══ GIVEN MATERIAL ══
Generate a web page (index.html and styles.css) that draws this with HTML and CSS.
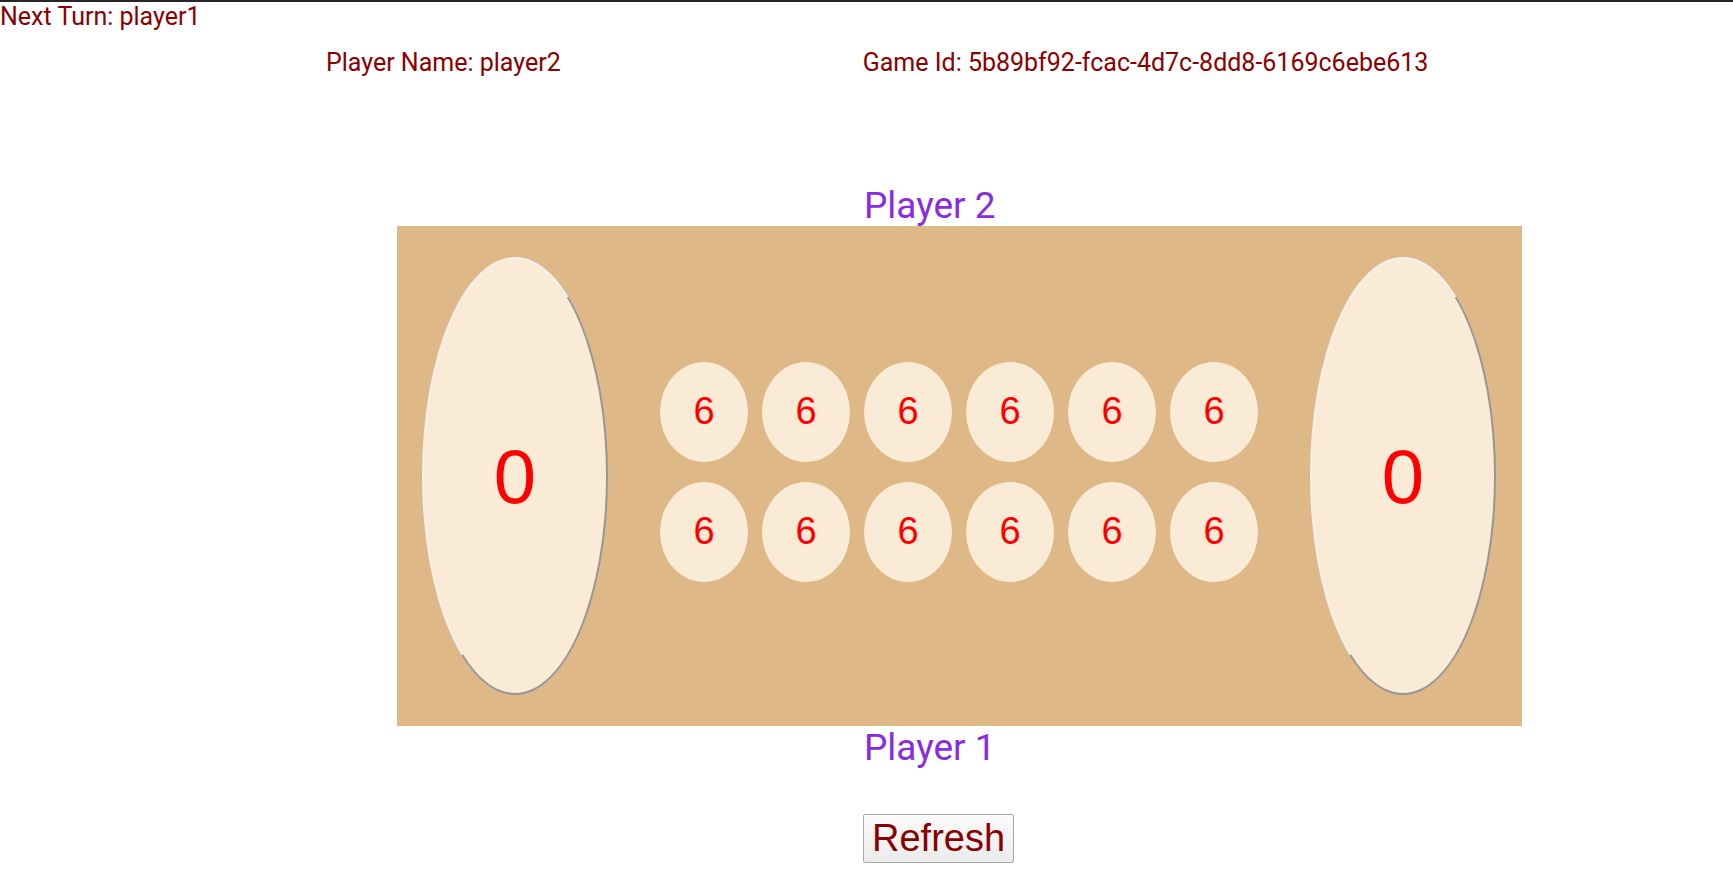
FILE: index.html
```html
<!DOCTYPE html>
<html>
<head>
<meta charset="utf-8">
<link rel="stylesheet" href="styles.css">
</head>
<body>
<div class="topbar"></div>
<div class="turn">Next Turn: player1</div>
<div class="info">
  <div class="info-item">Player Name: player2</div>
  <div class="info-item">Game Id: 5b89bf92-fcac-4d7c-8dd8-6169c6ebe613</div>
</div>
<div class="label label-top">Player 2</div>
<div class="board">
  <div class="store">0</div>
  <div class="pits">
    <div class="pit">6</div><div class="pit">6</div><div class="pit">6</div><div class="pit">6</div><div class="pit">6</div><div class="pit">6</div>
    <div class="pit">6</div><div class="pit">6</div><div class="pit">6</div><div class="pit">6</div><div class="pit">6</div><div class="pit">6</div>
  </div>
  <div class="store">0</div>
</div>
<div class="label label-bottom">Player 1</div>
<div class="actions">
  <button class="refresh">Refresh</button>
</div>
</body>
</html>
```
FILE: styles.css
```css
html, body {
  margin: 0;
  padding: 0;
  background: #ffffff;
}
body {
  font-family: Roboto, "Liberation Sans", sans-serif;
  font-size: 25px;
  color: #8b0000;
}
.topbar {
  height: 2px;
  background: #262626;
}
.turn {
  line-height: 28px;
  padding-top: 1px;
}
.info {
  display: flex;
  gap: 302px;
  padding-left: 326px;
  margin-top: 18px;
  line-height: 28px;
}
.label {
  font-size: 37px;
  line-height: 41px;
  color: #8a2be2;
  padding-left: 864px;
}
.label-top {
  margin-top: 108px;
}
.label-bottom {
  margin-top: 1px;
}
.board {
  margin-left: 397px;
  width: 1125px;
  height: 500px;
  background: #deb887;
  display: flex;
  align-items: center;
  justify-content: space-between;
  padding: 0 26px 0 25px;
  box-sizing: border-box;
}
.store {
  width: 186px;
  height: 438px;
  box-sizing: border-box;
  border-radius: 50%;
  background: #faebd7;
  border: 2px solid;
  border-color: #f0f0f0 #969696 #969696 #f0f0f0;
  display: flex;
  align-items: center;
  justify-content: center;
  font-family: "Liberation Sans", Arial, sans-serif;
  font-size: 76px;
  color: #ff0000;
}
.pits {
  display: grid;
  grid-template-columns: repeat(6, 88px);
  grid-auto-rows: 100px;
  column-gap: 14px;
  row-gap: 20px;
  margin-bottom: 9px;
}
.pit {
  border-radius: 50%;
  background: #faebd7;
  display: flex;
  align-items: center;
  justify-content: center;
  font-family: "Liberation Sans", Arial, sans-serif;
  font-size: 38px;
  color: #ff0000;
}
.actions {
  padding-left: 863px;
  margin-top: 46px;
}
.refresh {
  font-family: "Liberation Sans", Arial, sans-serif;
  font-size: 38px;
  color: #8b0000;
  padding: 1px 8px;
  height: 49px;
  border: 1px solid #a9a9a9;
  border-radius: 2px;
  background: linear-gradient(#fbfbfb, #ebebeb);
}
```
═══
#### EXERCISE BRIEF
Transcribe the preceding listing in its entirety and with exact wording, leaving out pictures.

#### TASK RESPONSE
Generate a web page (index.html and styles.css) that draws this with HTML and CSS.
FILE: index.html
```html
<!DOCTYPE html>
<html>
<head>
<meta charset="utf-8">
<link rel="stylesheet" href="styles.css">
</head>
<body>
<div class="topbar"></div>
<div class="turn">Next Turn: player1</div>
<div class="info">
  <div class="info-item">Player Name: player2</div>
  <div class="info-item">Game Id: 5b89bf92-fcac-4d7c-8dd8-6169c6ebe613</div>
</div>
<div class="label label-top">Player 2</div>
<div class="board">
  <div class="store">0</div>
  <div class="pits">
    <div class="pit">6</div><div class="pit">6</div><div class="pit">6</div><div class="pit">6</div><div class="pit">6</div><div class="pit">6</div>
    <div class="pit">6</div><div class="pit">6</div><div class="pit">6</div><div class="pit">6</div><div class="pit">6</div><div class="pit">6</div>
  </div>
  <div class="store">0</div>
</div>
<div class="label label-bottom">Player 1</div>
<div class="actions">
  <button class="refresh">Refresh</button>
</div>
</body>
</html>
```
FILE: styles.css
```css
html, body {
  margin: 0;
  padding: 0;
  background: #ffffff;
}
body {
  font-family: Roboto, "Liberation Sans", sans-serif;
  font-size: 25px;
  color: #8b0000;
}
.topbar {
  height: 2px;
  background: #262626;
}
.turn {
  line-height: 28px;
  padding-top: 1px;
}
.info {
  display: flex;
  gap: 302px;
  padding-left: 326px;
  margin-top: 18px;
  line-height: 28px;
}
.label {
  font-size: 37px;
  line-height: 41px;
  color: #8a2be2;
  padding-left: 864px;
}
.label-top {
  margin-top: 108px;
}
.label-bottom {
  margin-top: 1px;
}
.board {
  margin-left: 397px;
  width: 1125px;
  height: 500px;
  background: #deb887;
  display: flex;
  align-items: center;
  justify-content: space-between;
  padding: 0 26px 0 25px;
  box-sizing: border-box;
}
.store {
  width: 186px;
  height: 438px;
  box-sizing: border-box;
  border-radius: 50%;
  background: #faebd7;
  border: 2px solid;
  border-color: #f0f0f0 #969696 #969696 #f0f0f0;
  display: flex;
  align-items: center;
  justify-content: center;
  font-family: "Liberation Sans", Arial, sans-serif;
  font-size: 76px;
  color: #ff0000;
}
.pits {
  display: grid;
  grid-template-columns: repeat(6, 88px);
  grid-auto-rows: 100px;
  column-gap: 14px;
  row-gap: 20px;
  margin-bottom: 9px;
}
.pit {
  border-radius: 50%;
  background: #faebd7;
  display: flex;
  align-items: center;
  justify-content: center;
  font-family: "Liberation Sans", Arial, sans-serif;
  font-size: 38px;
  color: #ff0000;
}
.actions {
  padding-left: 863px;
  margin-top: 46px;
}
.refresh {
  font-family: "Liberation Sans", Arial, sans-serif;
  font-size: 38px;
  color: #8b0000;
  padding: 1px 8px;
  height: 49px;
  border: 1px solid #a9a9a9;
  border-radius: 2px;
  background: linear-gradient(#fbfbfb, #ebebeb);
}
```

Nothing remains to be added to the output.